# Selling my RV



## Surfbum (Jul 20, 2015)

Hello-I am selling my 2004 Dolphin and had a rep from Mike Thompson RV come out and look at it to purchase. We agreed on a price and they said they would cut a check within 7 days but wants to take the RV tomorrow (title included). Being a large dealer is there something I need to worry about? It is little weird that they can't just cut the check and be done with it. Why wait 7 days? I am fine waiting but I don't want them to say "we found something wrong and will now only offer $X dollars otherwise you can pick it up. Anyone else had experience with this type of thing?
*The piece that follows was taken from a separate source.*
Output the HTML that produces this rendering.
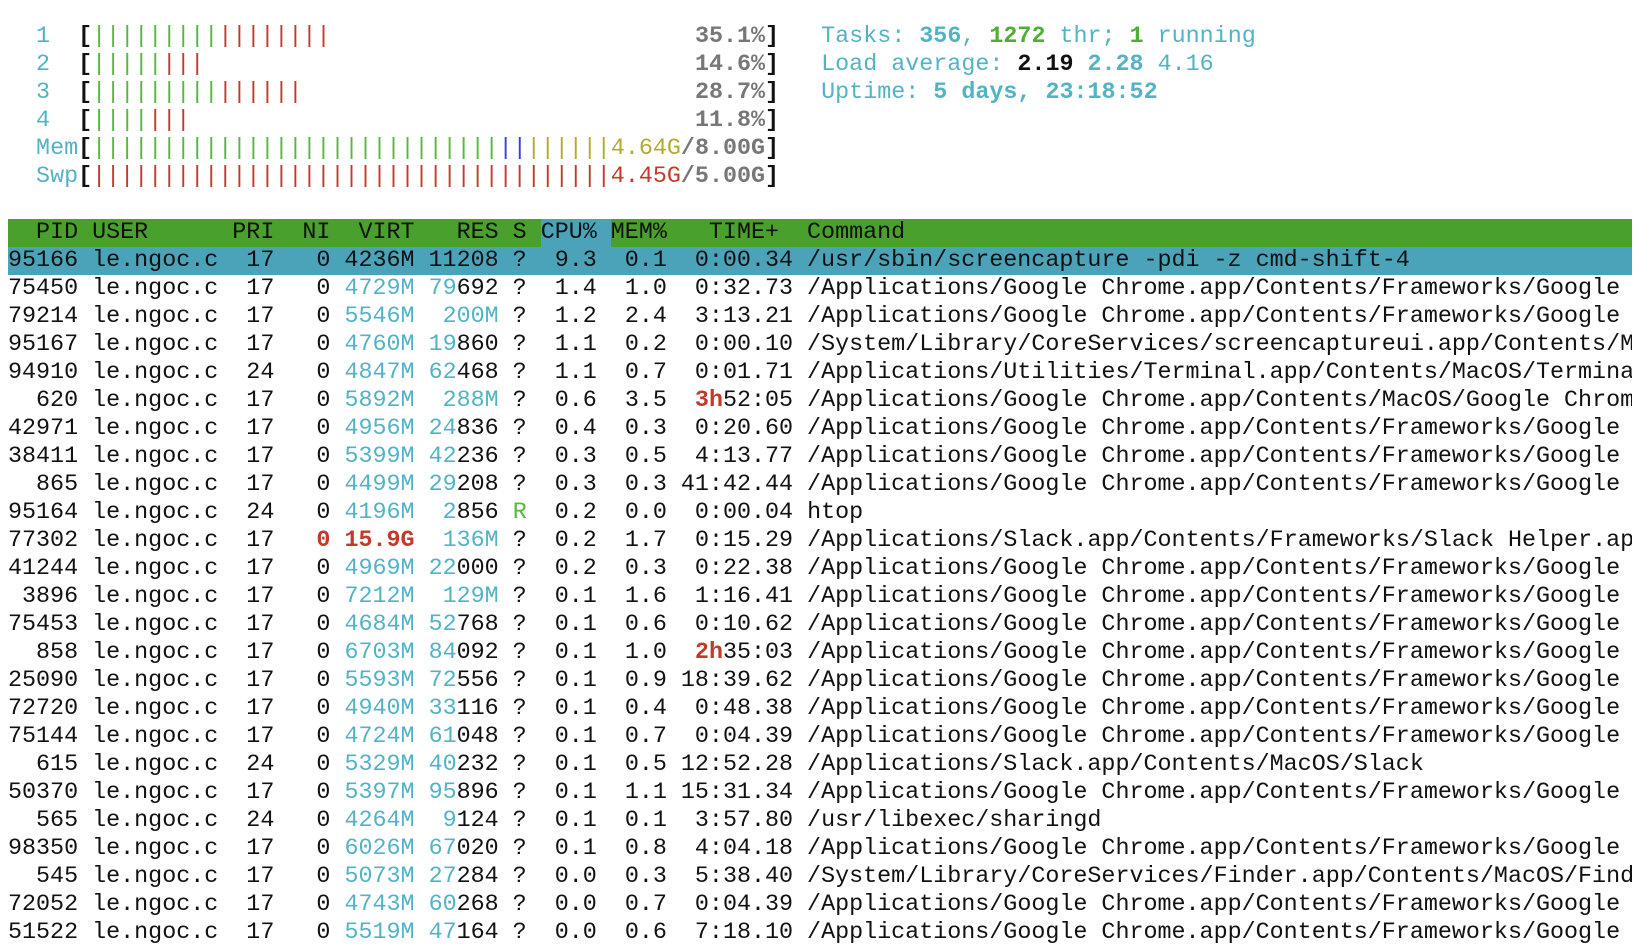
<!DOCTYPE html>
<html><head><meta charset="utf-8"><style>
html,body{margin:0;padding:0;background:#fff;width:1634px;height:948px;overflow:hidden}
#t{position:absolute;left:8px;top:22.5px;width:1624px;font-family:"Liberation Mono","DejaVu Sans Mono",monospace;font-size:23.37px;color:#111}
.l{height:28px;line-height:28px;white-space:pre;overflow:hidden}
.c{color:#52b3c4}.g{color:#55b83f}.r{color:#c23a2a}.y{color:#b3ab2e}.b{color:#3b3bdf}
.gr{color:#777;font-weight:bold}.k{font-weight:bold;color:#111}
.cb{color:#52b3c4;font-weight:bold}.gb{color:#4fae35;font-weight:bold}.rb{color:#c23a2a;font-weight:bold}
.hd{background:#4aa02c;color:#111}.hc{background:#4aa3b8;display:inline-block;height:28px;vertical-align:top}
.sel{background:#4aa3b8}
</style></head><body><div id="t">
<div class="l">  <span class="c">1</span>  <span class="k">[</span><span class="g">|||||||||</span><span class="r">||||||||</span>                          <span class="gr">35.1%</span><span class="k">]</span>   <span class="c">Tasks: </span><span class="cb">356</span><span class="c">, </span><span class="gb">1272</span><span class="c"> thr; </span><span class="gb">1</span><span class="c"> running</span></div>
<div class="l">  <span class="c">2</span>  <span class="k">[</span><span class="g">|||||</span><span class="r">|||</span>                                   <span class="gr">14.6%</span><span class="k">]</span>   <span class="c">Load average: </span><span class="k">2.19 </span><span class="cb">2.28 </span><span class="c">4.16</span></div>
<div class="l">  <span class="c">3</span>  <span class="k">[</span><span class="g">|||||||||</span><span class="r">||||||</span>                            <span class="gr">28.7%</span><span class="k">]</span>   <span class="c">Uptime: </span><span class="cb">5 days, 23:18:52</span></div>
<div class="l">  <span class="c">4</span>  <span class="k">[</span><span class="g">||||</span><span class="r">|||</span>                                    <span class="gr">11.8%</span><span class="k">]</span></div>
<div class="l">  <span class="c">Mem</span><span class="k">[</span><span class="g">|||||||||||||||||||||||||||||</span><span class="b">||</span><span class="y">||||||4.64G</span><span class="gr">/8.00G</span><span class="k">]</span></div>
<div class="l">  <span class="c">Swp</span><span class="k">[</span><span class="r">|||||||||||||||||||||||||||||||||||||4.45G</span><span class="gr">/5.00G</span><span class="k">]</span></div>
<div class="l"> </div>
<div class="l hd">  PID USER      PRI  NI  VIRT   RES S <span class="hc">CPU% </span>MEM%   TIME+  Command</div>
<div class="l sel">95166 le.ngoc.c  17   0 4236M 11208 ?  9.3  0.1  0:00.34 /usr/sbin/screencapture -pdi -z cmd-shift-4</div>
<div class="l">75450 le.ngoc.c  17   0 <span class="c">4729M</span> <span class="c">79</span>692 ?  1.4  1.0  0:32.73 /Applications/Google Chrome.app/Contents/Frameworks/Google Chrome Helper</div>
<div class="l">79214 le.ngoc.c  17   0 <span class="c">5546M</span> <span class="c"> 200M</span> ?  1.2  2.4  3:13.21 /Applications/Google Chrome.app/Contents/Frameworks/Google Chrome Helper</div>
<div class="l">95167 le.ngoc.c  17   0 <span class="c">4760M</span> <span class="c">19</span>860 ?  1.1  0.2  0:00.10 /System/Library/CoreServices/screencaptureui.app/Contents/MacOS/screencaptureui</div>
<div class="l">94910 le.ngoc.c  24   0 <span class="c">4847M</span> <span class="c">62</span>468 ?  1.1  0.7  0:01.71 /Applications/Utilities/Terminal.app/Contents/MacOS/Terminal</div>
<div class="l">  620 le.ngoc.c  17   0 <span class="c">5892M</span> <span class="c"> 288M</span> ?  0.6  3.5  <span class="rb">3h</span>52:05 /Applications/Google Chrome.app/Contents/MacOS/Google Chrome</div>
<div class="l">42971 le.ngoc.c  17   0 <span class="c">4956M</span> <span class="c">24</span>836 ?  0.4  0.3  0:20.60 /Applications/Google Chrome.app/Contents/Frameworks/Google Chrome Helper</div>
<div class="l">38411 le.ngoc.c  17   0 <span class="c">5399M</span> <span class="c">42</span>236 ?  0.3  0.5  4:13.77 /Applications/Google Chrome.app/Contents/Frameworks/Google Chrome Helper</div>
<div class="l">  865 le.ngoc.c  17   0 <span class="c">4499M</span> <span class="c">29</span>208 ?  0.3  0.3 41:42.44 /Applications/Google Chrome.app/Contents/Frameworks/Google Chrome Helper</div>
<div class="l">95164 le.ngoc.c  24   0 <span class="c">4196M</span>  <span class="c">2</span>856 <span class="g">R</span>  0.2  0.0  0:00.04 htop</div>
<div class="l">77302 le.ngoc.c  17   <span class="rb">0</span> <span class="rb">15.9G</span> <span class="c"> 136M</span> ?  0.2  1.7  0:15.29 /Applications/Slack.app/Contents/Frameworks/Slack Helper.app/Contents</div>
<div class="l">41244 le.ngoc.c  17   0 <span class="c">4969M</span> <span class="c">22</span>000 ?  0.2  0.3  0:22.38 /Applications/Google Chrome.app/Contents/Frameworks/Google Chrome Helper</div>
<div class="l"> 3896 le.ngoc.c  17   0 <span class="c">7212M</span> <span class="c"> 129M</span> ?  0.1  1.6  1:16.41 /Applications/Google Chrome.app/Contents/Frameworks/Google Chrome Helper</div>
<div class="l">75453 le.ngoc.c  17   0 <span class="c">4684M</span> <span class="c">52</span>768 ?  0.1  0.6  0:10.62 /Applications/Google Chrome.app/Contents/Frameworks/Google Chrome Helper</div>
<div class="l">  858 le.ngoc.c  17   0 <span class="c">6703M</span> <span class="c">84</span>092 ?  0.1  1.0  <span class="rb">2h</span>35:03 /Applications/Google Chrome.app/Contents/Frameworks/Google Chrome Helper</div>
<div class="l">25090 le.ngoc.c  17   0 <span class="c">5593M</span> <span class="c">72</span>556 ?  0.1  0.9 18:39.62 /Applications/Google Chrome.app/Contents/Frameworks/Google Chrome Helper</div>
<div class="l">72720 le.ngoc.c  17   0 <span class="c">4940M</span> <span class="c">33</span>116 ?  0.1  0.4  0:48.38 /Applications/Google Chrome.app/Contents/Frameworks/Google Chrome Helper</div>
<div class="l">75144 le.ngoc.c  17   0 <span class="c">4724M</span> <span class="c">61</span>048 ?  0.1  0.7  0:04.39 /Applications/Google Chrome.app/Contents/Frameworks/Google Chrome Helper</div>
<div class="l">  615 le.ngoc.c  24   0 <span class="c">5329M</span> <span class="c">40</span>232 ?  0.1  0.5 12:52.28 /Applications/Slack.app/Contents/MacOS/Slack</div>
<div class="l">50370 le.ngoc.c  17   0 <span class="c">5397M</span> <span class="c">95</span>896 ?  0.1  1.1 15:31.34 /Applications/Google Chrome.app/Contents/Frameworks/Google Chrome Helper</div>
<div class="l">  565 le.ngoc.c  24   0 <span class="c">4264M</span>  <span class="c">9</span>124 ?  0.1  0.1  3:57.80 /usr/libexec/sharingd</div>
<div class="l">98350 le.ngoc.c  17   0 <span class="c">6026M</span> <span class="c">67</span>020 ?  0.1  0.8  4:04.18 /Applications/Google Chrome.app/Contents/Frameworks/Google Chrome Helper</div>
<div class="l">  545 le.ngoc.c  17   0 <span class="c">5073M</span> <span class="c">27</span>284 ?  0.0  0.3  5:38.40 /System/Library/CoreServices/Finder.app/Contents/MacOS/Finder</div>
<div class="l">72052 le.ngoc.c  17   0 <span class="c">4743M</span> <span class="c">60</span>268 ?  0.0  0.7  0:04.39 /Applications/Google Chrome.app/Contents/Frameworks/Google Chrome Helper</div>
<div class="l">51522 le.ngoc.c  17   0 <span class="c">5519M</span> <span class="c">47</span>164 ?  0.0  0.6  7:18.10 /Applications/Google Chrome.app/Contents/Frameworks/Google Chrome Helper</div>
</div></body></html>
They are paying $32,000 for my RV and I have seen them out there (inferior to mine even) listed at $49,000. Should I be concerned??


----------



## KarenS144 (Jul 20, 2015)

It could be that they don't have the cash on hand and have to wait till your coach sells before they can pay you... IF they pay you.  What happens if they go belly up before you get your money?  They'd have the coach and title and you wouldn't have a paddle!  It doesn't sound like a good idea to me but then I don't sell motor homes.


----------



## akjimny (Jul 25, 2015)

Sounds like a scam to me.  Cash in hand and then they can have the title and the keys.


----------



## C Nash (Jul 25, 2015)

NO WAY!!!  I am with Jimmy "cash in hand" and you get title.


----------